/---

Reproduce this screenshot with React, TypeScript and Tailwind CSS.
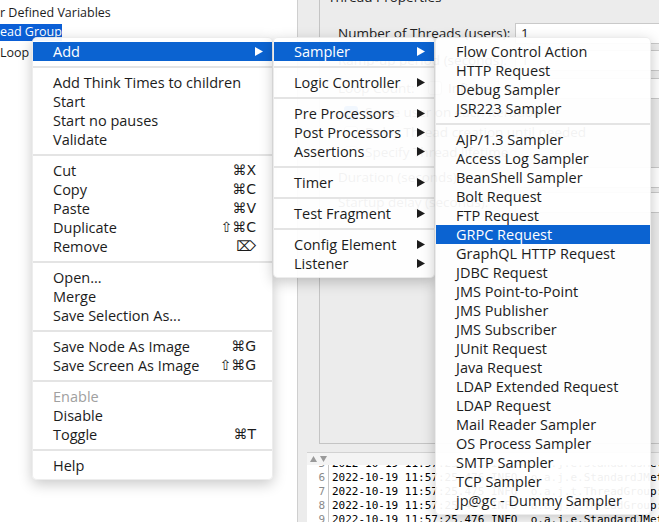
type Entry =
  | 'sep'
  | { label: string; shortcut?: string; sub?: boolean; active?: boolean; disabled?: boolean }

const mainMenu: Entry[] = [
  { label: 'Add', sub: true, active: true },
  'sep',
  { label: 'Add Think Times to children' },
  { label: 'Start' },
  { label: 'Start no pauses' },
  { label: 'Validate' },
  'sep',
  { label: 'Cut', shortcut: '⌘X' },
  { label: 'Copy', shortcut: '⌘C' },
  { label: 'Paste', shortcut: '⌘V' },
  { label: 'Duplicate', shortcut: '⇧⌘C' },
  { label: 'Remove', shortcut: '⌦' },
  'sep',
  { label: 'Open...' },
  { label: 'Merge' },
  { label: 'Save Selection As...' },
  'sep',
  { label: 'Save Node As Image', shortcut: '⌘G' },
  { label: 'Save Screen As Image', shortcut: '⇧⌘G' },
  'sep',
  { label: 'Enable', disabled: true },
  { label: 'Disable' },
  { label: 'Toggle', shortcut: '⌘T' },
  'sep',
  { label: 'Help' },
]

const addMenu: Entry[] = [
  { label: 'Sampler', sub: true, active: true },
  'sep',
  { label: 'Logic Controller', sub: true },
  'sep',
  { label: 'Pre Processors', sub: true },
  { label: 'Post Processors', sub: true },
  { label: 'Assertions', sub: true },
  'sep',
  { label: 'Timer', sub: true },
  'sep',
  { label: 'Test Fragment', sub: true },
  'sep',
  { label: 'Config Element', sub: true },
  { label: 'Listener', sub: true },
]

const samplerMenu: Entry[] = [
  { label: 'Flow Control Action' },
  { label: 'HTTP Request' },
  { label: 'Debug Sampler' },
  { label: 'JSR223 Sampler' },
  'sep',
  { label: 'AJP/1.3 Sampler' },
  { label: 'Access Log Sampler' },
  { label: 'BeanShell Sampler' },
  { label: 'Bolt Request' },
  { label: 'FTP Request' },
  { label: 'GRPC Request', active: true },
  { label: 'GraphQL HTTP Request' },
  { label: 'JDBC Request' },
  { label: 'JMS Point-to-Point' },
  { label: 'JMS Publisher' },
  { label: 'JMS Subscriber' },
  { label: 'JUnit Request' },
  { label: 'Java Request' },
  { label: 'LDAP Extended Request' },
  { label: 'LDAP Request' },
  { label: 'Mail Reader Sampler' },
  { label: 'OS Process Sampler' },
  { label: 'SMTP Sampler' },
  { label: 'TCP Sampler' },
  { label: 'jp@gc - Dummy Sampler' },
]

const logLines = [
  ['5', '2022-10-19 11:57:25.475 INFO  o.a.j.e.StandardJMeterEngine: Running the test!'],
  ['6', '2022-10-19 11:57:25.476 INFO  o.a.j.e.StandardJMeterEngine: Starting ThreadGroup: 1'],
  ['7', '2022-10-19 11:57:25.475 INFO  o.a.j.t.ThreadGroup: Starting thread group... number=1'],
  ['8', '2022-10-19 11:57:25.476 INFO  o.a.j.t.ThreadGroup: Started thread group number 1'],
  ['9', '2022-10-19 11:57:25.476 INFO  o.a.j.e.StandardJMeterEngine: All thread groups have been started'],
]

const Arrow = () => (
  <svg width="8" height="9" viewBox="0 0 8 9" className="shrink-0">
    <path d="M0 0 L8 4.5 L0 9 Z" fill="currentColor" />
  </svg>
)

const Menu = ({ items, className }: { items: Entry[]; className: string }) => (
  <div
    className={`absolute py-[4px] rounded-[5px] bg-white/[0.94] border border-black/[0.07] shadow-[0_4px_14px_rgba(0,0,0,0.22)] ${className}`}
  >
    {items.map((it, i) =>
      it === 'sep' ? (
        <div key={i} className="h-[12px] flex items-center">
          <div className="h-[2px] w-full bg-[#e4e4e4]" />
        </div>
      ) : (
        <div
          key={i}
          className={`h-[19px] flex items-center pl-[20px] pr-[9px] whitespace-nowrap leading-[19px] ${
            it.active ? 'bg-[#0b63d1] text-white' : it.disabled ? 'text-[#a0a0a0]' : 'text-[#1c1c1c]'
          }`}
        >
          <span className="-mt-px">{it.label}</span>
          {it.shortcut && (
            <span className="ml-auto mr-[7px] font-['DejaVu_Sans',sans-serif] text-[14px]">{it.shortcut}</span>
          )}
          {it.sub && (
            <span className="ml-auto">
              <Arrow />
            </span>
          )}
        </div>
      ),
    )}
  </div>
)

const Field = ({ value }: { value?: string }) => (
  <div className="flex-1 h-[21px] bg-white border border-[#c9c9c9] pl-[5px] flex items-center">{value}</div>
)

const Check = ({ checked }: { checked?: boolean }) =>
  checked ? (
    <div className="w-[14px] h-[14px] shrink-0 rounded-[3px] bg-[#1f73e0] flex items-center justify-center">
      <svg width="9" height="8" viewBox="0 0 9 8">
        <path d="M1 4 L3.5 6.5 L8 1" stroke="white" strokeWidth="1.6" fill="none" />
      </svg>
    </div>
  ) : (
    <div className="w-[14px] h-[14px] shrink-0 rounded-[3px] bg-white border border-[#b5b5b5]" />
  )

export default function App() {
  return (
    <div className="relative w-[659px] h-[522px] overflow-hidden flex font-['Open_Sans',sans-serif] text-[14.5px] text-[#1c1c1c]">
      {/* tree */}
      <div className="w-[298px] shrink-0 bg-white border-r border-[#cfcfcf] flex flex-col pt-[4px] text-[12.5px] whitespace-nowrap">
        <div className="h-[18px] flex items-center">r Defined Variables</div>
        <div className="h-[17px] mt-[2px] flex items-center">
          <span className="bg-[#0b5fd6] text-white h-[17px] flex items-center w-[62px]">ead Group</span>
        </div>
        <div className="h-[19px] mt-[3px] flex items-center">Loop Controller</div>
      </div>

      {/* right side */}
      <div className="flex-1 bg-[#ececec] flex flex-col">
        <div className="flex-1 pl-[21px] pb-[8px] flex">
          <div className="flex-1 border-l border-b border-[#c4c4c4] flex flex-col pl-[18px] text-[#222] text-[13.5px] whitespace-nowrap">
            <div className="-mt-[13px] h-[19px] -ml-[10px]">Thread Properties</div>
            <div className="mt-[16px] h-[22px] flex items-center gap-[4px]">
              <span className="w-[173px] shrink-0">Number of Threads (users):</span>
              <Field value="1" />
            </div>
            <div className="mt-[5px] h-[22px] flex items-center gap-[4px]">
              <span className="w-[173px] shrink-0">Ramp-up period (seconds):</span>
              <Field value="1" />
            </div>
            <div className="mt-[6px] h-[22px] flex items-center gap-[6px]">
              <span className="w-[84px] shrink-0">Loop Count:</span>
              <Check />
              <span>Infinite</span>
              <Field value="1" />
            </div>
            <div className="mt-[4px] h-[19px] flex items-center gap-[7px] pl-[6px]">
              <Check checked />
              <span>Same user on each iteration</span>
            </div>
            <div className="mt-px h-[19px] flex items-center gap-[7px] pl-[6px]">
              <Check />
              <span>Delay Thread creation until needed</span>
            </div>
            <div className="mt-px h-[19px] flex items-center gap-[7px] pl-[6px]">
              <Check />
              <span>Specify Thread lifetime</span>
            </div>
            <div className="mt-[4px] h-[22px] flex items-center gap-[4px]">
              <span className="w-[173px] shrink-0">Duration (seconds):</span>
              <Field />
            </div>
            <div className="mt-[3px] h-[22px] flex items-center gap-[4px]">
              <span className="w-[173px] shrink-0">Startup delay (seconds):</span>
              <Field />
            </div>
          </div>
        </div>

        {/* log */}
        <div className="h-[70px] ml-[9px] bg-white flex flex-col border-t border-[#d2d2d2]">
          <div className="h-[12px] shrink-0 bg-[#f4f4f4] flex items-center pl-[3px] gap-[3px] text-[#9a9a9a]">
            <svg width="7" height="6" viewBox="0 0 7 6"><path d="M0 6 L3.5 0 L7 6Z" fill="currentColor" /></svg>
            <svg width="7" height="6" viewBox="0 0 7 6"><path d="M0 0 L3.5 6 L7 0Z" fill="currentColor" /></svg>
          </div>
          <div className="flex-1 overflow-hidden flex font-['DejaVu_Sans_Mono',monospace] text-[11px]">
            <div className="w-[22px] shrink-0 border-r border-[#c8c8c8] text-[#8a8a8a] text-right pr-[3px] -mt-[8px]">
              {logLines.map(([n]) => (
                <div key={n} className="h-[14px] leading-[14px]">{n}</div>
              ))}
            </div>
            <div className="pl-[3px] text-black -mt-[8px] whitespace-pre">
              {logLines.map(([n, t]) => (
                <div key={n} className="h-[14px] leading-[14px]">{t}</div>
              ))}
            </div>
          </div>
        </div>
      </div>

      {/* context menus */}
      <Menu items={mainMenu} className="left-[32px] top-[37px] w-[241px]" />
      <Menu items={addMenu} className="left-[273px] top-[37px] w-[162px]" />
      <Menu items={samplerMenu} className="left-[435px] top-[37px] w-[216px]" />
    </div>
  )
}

\---

Your task is to return the lines above, from the first one up to and including the line containing "string; shortcut?: string;", minus any pictures.

Reproduce this screenshot with React, TypeScript and Tailwind CSS.
type Entry =
  | 'sep'
  | { label: string; shortcut?: string; sub?: boolean; active?: boolean; disabled?: boolean }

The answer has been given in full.